Por la tarde salimos de compras los cuatro, yo lo detesto pero ellos la gozan. Es para mí un gran acto de generosa paciencia. Nos cruzamos con los padres de Felipe, viejos conocidos, nos saludamos y me quedo mirándolos con su hijo, un Down de especial severidad y me viene un golpe de compasión ante unos padres, que por cierto se casaron con demasiados años, que tienen que soportar esa desgracia. Me da mucha lástima Felipe, que debe tener ya sus quince años y al que a veces no me atrevo a mirarle a la cara. Voy caminando distraído valorando las tonterías que he pensado en poco rato y en mi ridícula compasión, reconozco que me falta una mirada adulta en situaciones así y por si me paso o no llego confieso mi culpa.

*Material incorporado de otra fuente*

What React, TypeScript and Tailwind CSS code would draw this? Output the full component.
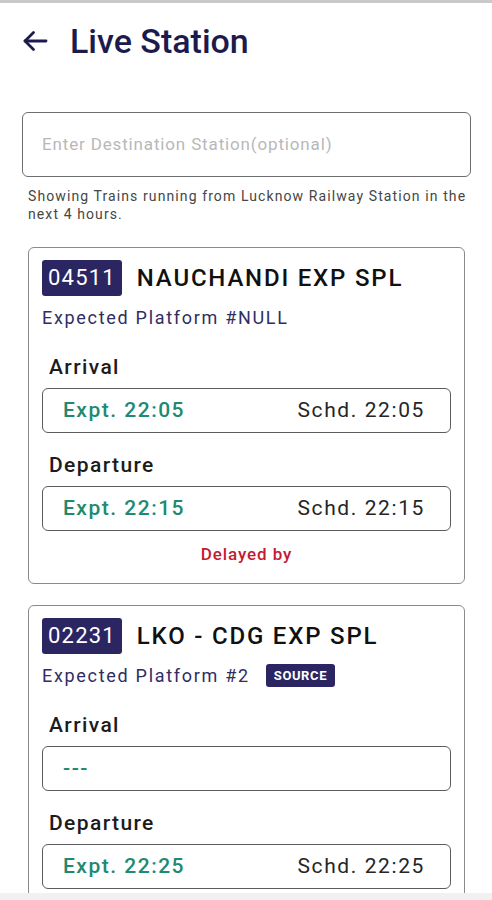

Ah, es un tormento, pequeño y absurdo, pero tormento, ver a este hombre un día y otro con su pie a la vista, como un muñón sin forma. Y un cartón cuidadosamente mal escrito que nunca acabé de leer en el que cuenta su situación. Le doy dos euros casi sin mirar, por supuesto sin mirarle a él y sobre todo sin mirarle a la cara. Me hace daño su figura en una acera tan comercial y echo de menos una policía más atenta que impidiera en estos lugares estampas así. Lo más vil es que le eche dos euros, ¿para no mirarlo?, ¿para quitármelo de encima como problema?, ¿o como detalle de un resto de misericordia? Prefiero no indagar y en todo caso confieso mi culpa.
Estamos ya de vuelta en casa y repaso distraídamente el periódico. Me ronda un confuso malestar, que no quiero resolver ni puedo suprimir. No quiero pasar por delante de cualquier problema y hacerlo mío como si fuera yo responsable de no sé qué. Me niego porque no es justo ni razonable. Pero a la vez considero que no puedo pasar junto a ninguna desgracia ajena pensando que no es nada mío y que a mí no me afecta para nada.
Y ahí sigo, confesando mi culpa, pero sin estar seguro de que la tenga. Yo qué sé?